Gestern musste ich notgedrungen mein Elternhaus aufsuchen. Wegen acht schwerer Jahre mit den nacheinander sehr schwer kranken Eltern habe ich einen inneren Widerstand, dorthin zu gehen.
Außerdem war es einmal der geliebteste Ort. Inzwischen habe ich diese Liebe bewusst abgetötet um nicht mehr daran zu hängen.
Mit Beklemmung betrat ich das fast leere Haus um es zu lüften. Es stinkt dort, weil das Wasser vollkommen ausgelassen worden war um im Winter nicht heizen zu müssen. Die Abgase aus dem Kanal können so ungehindert bei Tiefdruck in den Wohnbereich aufsteigen und das schreckt eventuelle Kaufinteressenten natürlich sehr ab.

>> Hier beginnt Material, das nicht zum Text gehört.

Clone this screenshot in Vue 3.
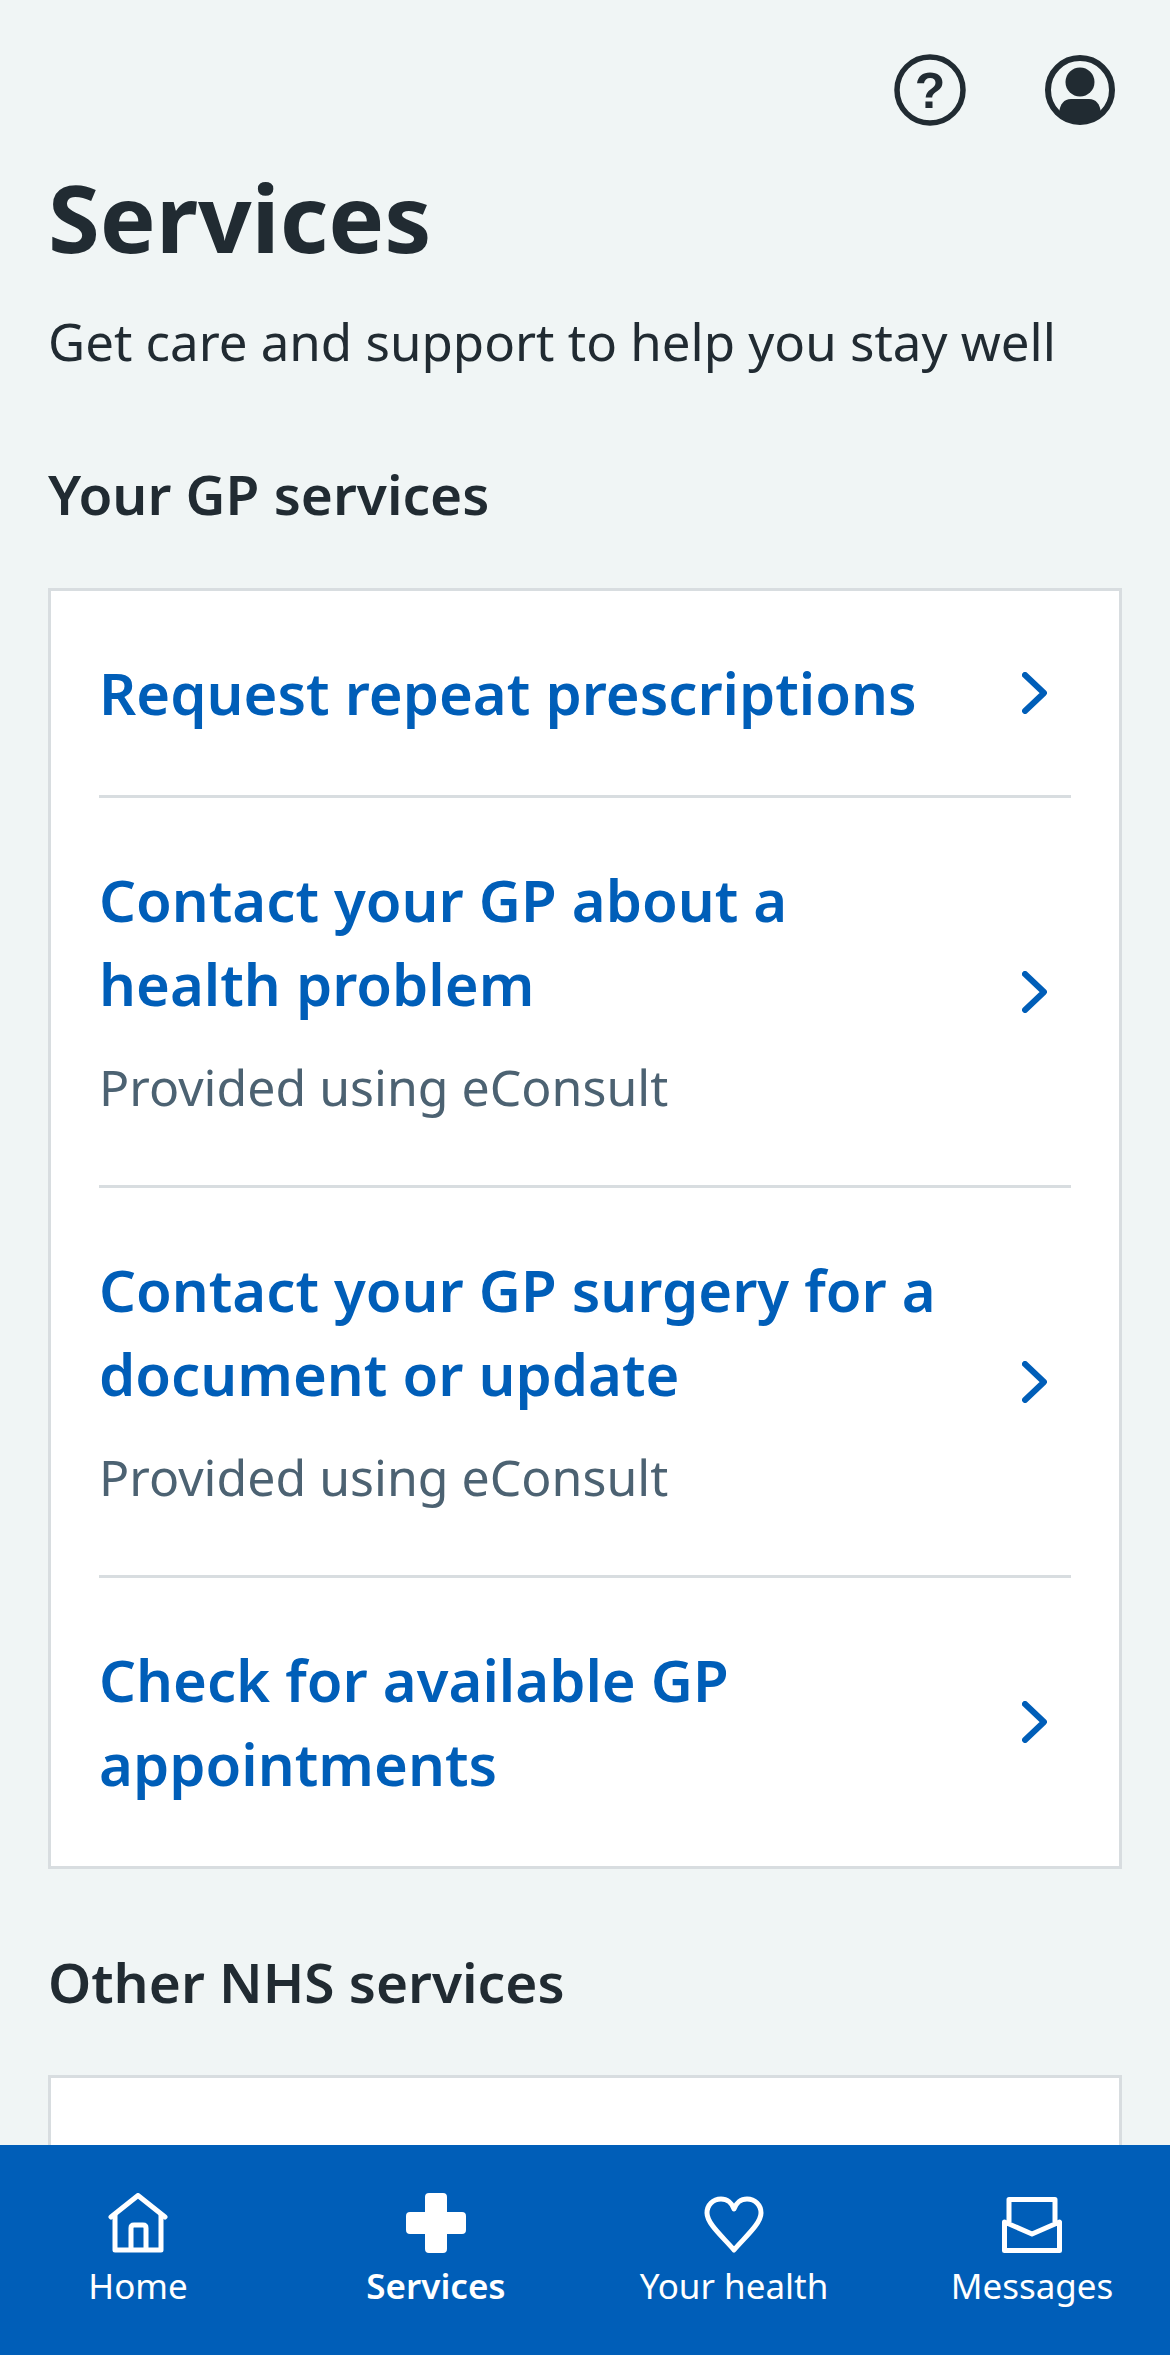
<script setup>
const rows = [
  { title: ['Request repeat prescriptions'] },
  { title: ['Contact your GP about a', 'health problem'], sub: 'Provided using eConsult' },
  { title: ['Contact your GP surgery for a', 'document or update'], sub: 'Provided using eConsult' },
  { title: ['Check for available GP', 'appointments'] },
]
</script>

<template>
  <div class="page">
    <main class="main">
      <div class="top">
        <svg class="top-icon" viewBox="0 0 72 72" width="72" height="72">
          <circle cx="36" cy="36" r="33" fill="none" stroke="#212b32" stroke-width="5.5" />
          <text class="q" x="36" y="54" text-anchor="middle">?</text>
        </svg>
        <svg class="top-icon" viewBox="0 0 72 72" width="72" height="72">
          <circle cx="36" cy="36" r="32" fill="none" stroke="#212b32" stroke-width="6" />
          <circle cx="36" cy="28" r="14.5" fill="#212b32" />
          <path d="M15 59 C16 50 20 45 27 45 H45 C52 45 56 50 57 59 C52 65 44 68 36 68 C28 68 20 65 15 59 Z" fill="#212b32" />
        </svg>
      </div>
      <h1 class="title">Services</h1>
      <p class="lead">Get care and support to help you stay well</p>
      <h2 class="section">Your GP services</h2>
      <div class="card">
        <a v-for="(r, i) in rows" :key="i" class="row">
          <div class="row-text">
            <div class="link">
              <span v-for="l in r.title" :key="l" class="line">{{ l }}</span>
            </div>
            <div v-if="r.sub" class="sub">{{ r.sub }}</div>
          </div>
          <svg class="chev" viewBox="0 0 25 42" width="25" height="42">
            <path d="M3 3 L22 21 L3 39" fill="none" stroke="#005eb8" stroke-width="6" stroke-linecap="round" stroke-linejoin="round" />
          </svg>
        </a>
      </div>
      <h2 class="section second">Other NHS services</h2>
      <div class="card tall"></div>
    </main>
    <nav class="nav">
      <div class="item">
        <svg viewBox="0 0 60 60" width="60" height="60">
          <path d="M3 24 L30 2.5 L57 24" fill="none" stroke="#fff" stroke-width="5" stroke-linecap="round" stroke-linejoin="round" />
          <path d="M7 21 V57 H53 V21" fill="none" stroke="#fff" stroke-width="5" stroke-linejoin="round" />
          <path d="M23 57 V35 Q23 32 26 32 H35 Q38 32 38 35 V57" fill="none" stroke="#fff" stroke-width="5" />
        </svg>
        <span>Home</span>
      </div>
      <div class="item active">
        <svg viewBox="0 0 60 60" width="60" height="60">
          <path d="M19 4 Q19 0 23 0 H37 Q41 0 41 4 V19 H56 Q60 19 60 23 V37 Q60 41 56 41 H41 V56 Q41 60 37 60 H23 Q19 60 19 56 V41 H4 Q0 41 0 37 V23 Q0 19 4 19 H19 Z" fill="#fff" />
        </svg>
        <span>Services</span>
      </div>
      <div class="item">
        <svg viewBox="0 0 60 60" width="60" height="60">
          <path d="M30 57 C20 45 3 31 3 20 C3 12 9 6 17 6 C23 6 28 10 30 16 C32 10 37 6 43 6 C51 6 57 12 57 20 C57 31 40 45 30 57 Z" fill="none" stroke="#fff" stroke-width="5" stroke-linejoin="round" />
        </svg>
        <span>Your health</span>
      </div>
      <div class="item">
        <svg viewBox="0 0 60 60" width="60" height="60">
          <path d="M7 29 V6.5 H53 V29" fill="none" stroke="#fff" stroke-width="5" stroke-linejoin="round" />
          <path d="M2.5 29 L30 41 L57.5 29 V57.5 H2.5 Z" fill="none" stroke="#fff" stroke-width="5" stroke-linejoin="round" />
        </svg>
        <span>Messages</span>
      </div>
    </nav>
  </div>
</template>

<style>
html, body { margin: 0; padding: 0; }
</style>

<style scoped>
.page {
  width: 1170px;
  height: 2355px;
  display: flex;
  flex-direction: column;
  overflow: hidden;
  background: #f0f5f5;
  color: #212b32;
  font-family: "Noto Sans", "Open Sans", sans-serif;
}
.main {
  flex: 1;
  min-height: 0;
  overflow: hidden;
  padding: 0 48px;
}
.top {
  display: flex;
  justify-content: flex-end;
  gap: 78px;
  padding: 54px 6px 0 0;
}
.top-icon { display: block; }
.q {
  font-family: "Liberation Sans", sans-serif;
  font-weight: 700;
  font-size: 50px;
  fill: #212b32;
}
.title {
  margin: 31px 0 0;
  font-size: 94px;
  line-height: 120px;
  font-weight: 700;
}
.lead {
  margin: 28px 0 0;
  font-size: 51px;
  line-height: 72px;
}
.section {
  margin: 81px 0 0;
  font-size: 55px;
  line-height: 72px;
  font-weight: 600;
}
.section.second { margin-top: 77px; }
.card {
  margin-top: 58px;
  background: #fff;
  border: 3px solid #d8dde0;
  padding: 0 48px;
}
.card.tall { height: 600px; margin-top: 57px; }
.row {
  display: flex;
  align-items: center;
  justify-content: space-between;
  padding: 60px 0;
  border-bottom: 3px solid #d8dde0;
}
.row:last-child { border-bottom: 0; }
.row-text { min-width: 0; }
.link {
  color: #005eb8;
  font-size: 58px;
  line-height: 84px;
  font-weight: 600;
}
.line { display: block; }
.sub {
  margin-top: 24px;
  color: #4c6272;
  font-size: 50px;
  line-height: 75px;
}
.chev { flex: none; margin-right: 24px; }
.nav {
  flex: none;
  height: 210px;
  box-sizing: border-box;
  background: #005eb8;
  color: #fff;
  display: grid;
  grid-template-columns: repeat(4, 258px);
  column-gap: 40px;
  justify-content: center;
  padding-top: 48px;
}
.item {
  display: flex;
  flex-direction: column;
  align-items: center;
  font-size: 35px;
  line-height: 48px;
}
.item svg { display: block; margin-bottom: 9px; }
.active { font-weight: 600; }
</style>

Gestern stank es aber nur wenig.
Sehr bald stellte ich überrascht fest, dass ich unbefangener durch das Haus gehen konnte als in den letzten Jahren. Die schwere Zeit mit ihrem dunklem Leid schien ferner, ich dachte nicht mehr nur daran, wie die Kranken dort über lange Zeit gelitten hatten und nicht mehr an die tiefe Finsternis die mein Vater dann als Witwer ausstrahlte.
Schließlich ging ich durch mein altes Zimmer im oberen Stock auf den Balkon und verweilte lange um die schöne so vertraute Aussicht in mich einzusaugen.
Ich erinnerte mich, dass ich einst jeden Tag unbewusst zum See geblickt hatte um seine Farbe zu sehen. Sie ist immer anders, hier sieht man die Schönwetterfarbe des Sommers wenn der Himmel wirklich wolkenlos ist und kein Wind weht.
Einige Zeit später legte ich mich auf mein altes Bett in dem später mein Vater als tief bedrückter Witwer genächtigt hatte. Aber sein Geist war nicht mehr da, sonst hätte ich es auch gar nicht vermocht. Da lag ich nun und ließ sehr alte Zeiten aufleben. Ich war wieder um die 14, rief die Stimmen, wie sie damals von unten rauf schallten in Erinnerung und hörte fast tatsächlich meine Mutter mit anderen schwätzen. Genau wie damals und es war wieder da, wie ich mich fühlte. Nicht sehr gut, pubertär halt....
Und dann musste ich ein bisschen weinen. Aber wirklich nur ganz ein bisschen.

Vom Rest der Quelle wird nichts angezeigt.